= EXERCISE BRIEF =
Only the number is wanted: count the lines that include the word "React".

= RECORDED INFORMATION =

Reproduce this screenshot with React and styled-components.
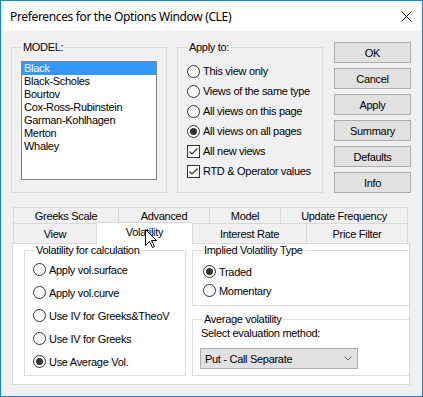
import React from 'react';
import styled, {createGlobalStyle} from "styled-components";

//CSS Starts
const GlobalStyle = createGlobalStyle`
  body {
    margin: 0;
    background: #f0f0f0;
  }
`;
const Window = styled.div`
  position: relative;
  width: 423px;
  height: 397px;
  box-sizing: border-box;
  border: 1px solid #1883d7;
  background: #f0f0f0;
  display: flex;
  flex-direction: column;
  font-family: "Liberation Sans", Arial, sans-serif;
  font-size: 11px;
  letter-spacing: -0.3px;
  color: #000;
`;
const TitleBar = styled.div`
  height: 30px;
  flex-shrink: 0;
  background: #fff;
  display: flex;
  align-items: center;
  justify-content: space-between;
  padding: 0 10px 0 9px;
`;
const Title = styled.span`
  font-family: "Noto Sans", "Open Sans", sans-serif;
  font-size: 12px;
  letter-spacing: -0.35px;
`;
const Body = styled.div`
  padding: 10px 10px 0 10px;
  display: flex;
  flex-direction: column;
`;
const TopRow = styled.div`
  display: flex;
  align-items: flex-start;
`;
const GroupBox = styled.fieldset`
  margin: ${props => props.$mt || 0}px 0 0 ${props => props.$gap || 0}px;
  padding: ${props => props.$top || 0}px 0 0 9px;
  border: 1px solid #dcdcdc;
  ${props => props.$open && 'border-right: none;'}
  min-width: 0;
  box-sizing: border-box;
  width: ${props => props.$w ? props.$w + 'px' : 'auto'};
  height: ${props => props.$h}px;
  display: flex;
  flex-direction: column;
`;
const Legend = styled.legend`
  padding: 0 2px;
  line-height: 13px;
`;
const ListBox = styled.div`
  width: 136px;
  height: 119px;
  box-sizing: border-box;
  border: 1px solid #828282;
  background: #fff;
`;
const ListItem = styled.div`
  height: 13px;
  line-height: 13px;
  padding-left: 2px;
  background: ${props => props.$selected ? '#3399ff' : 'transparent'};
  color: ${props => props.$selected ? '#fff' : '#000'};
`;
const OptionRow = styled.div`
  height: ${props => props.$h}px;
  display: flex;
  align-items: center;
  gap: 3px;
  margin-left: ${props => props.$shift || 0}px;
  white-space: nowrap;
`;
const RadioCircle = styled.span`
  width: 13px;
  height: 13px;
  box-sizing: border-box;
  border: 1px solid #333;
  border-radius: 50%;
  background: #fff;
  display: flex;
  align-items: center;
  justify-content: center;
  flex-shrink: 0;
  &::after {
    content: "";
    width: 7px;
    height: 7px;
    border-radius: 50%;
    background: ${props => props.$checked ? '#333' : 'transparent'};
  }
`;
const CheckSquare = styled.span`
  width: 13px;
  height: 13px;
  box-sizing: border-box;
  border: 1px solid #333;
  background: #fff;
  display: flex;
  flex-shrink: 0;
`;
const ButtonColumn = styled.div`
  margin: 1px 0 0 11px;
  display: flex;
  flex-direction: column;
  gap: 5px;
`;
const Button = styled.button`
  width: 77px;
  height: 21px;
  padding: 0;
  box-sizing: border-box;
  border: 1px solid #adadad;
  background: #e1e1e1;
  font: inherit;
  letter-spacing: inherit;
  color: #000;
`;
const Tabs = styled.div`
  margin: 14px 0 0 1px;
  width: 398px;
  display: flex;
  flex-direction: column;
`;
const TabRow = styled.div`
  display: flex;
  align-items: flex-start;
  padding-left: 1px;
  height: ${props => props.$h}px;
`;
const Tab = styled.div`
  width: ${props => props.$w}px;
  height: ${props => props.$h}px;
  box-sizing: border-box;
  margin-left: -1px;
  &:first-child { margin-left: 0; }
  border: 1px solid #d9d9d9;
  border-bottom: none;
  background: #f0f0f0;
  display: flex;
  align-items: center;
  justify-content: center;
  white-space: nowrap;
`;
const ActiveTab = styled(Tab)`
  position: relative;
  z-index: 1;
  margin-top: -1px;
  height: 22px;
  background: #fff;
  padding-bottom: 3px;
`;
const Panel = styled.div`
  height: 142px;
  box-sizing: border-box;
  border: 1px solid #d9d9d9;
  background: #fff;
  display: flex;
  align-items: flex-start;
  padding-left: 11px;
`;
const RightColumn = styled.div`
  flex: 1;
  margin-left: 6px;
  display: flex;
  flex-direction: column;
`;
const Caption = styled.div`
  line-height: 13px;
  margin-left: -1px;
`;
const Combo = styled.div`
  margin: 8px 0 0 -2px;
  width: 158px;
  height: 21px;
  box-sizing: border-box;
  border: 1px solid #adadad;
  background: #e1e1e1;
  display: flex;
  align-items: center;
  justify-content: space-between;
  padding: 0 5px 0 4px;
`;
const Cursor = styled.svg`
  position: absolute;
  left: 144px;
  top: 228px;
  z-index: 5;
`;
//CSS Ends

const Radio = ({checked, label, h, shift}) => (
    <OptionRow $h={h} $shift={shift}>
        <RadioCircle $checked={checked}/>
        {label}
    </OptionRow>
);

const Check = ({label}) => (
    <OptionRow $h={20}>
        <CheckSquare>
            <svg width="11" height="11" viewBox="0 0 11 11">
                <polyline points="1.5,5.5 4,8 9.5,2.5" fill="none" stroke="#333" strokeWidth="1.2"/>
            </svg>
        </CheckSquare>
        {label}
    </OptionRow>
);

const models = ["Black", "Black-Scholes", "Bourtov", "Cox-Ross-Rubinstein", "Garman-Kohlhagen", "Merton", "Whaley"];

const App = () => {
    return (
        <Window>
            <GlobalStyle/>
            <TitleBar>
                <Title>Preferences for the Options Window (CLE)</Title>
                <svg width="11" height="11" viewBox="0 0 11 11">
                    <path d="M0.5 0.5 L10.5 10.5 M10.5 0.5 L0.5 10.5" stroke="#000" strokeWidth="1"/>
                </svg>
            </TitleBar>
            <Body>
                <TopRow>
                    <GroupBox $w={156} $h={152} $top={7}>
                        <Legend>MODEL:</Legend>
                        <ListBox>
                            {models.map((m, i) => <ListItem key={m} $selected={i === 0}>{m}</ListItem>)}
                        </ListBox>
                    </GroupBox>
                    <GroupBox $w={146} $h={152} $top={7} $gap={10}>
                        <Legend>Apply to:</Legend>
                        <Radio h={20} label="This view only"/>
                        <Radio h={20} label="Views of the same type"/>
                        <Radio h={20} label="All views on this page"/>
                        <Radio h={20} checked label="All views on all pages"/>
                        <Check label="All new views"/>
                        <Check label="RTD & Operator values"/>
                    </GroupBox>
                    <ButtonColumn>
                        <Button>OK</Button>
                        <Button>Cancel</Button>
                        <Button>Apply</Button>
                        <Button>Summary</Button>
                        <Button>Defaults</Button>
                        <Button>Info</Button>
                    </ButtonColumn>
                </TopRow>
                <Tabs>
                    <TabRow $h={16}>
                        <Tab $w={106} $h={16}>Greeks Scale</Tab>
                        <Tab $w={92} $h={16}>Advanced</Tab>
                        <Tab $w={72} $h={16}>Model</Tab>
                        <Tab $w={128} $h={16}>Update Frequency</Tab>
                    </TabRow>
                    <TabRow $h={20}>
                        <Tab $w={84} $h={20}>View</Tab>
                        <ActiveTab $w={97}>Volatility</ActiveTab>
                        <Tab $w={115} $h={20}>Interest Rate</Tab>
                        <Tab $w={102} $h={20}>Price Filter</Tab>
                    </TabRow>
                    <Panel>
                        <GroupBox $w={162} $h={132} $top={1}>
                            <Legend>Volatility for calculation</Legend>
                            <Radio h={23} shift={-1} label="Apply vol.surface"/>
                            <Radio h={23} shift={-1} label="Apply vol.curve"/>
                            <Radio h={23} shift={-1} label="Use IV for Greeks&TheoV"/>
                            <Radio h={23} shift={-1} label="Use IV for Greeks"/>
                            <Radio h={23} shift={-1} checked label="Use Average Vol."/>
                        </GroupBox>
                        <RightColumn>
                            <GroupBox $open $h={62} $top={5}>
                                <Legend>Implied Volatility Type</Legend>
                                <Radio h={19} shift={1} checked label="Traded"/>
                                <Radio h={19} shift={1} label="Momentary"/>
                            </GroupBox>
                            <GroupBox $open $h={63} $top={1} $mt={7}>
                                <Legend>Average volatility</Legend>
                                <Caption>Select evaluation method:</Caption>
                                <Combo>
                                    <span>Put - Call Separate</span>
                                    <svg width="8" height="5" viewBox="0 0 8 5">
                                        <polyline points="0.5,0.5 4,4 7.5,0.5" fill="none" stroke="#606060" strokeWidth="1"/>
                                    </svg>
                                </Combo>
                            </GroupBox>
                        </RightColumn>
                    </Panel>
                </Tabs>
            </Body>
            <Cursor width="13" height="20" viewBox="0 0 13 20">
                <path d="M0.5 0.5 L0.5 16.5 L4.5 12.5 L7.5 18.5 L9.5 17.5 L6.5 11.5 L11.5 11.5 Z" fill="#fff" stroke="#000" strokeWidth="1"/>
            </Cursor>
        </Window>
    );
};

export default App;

= COMPLETE RESPONSE =
2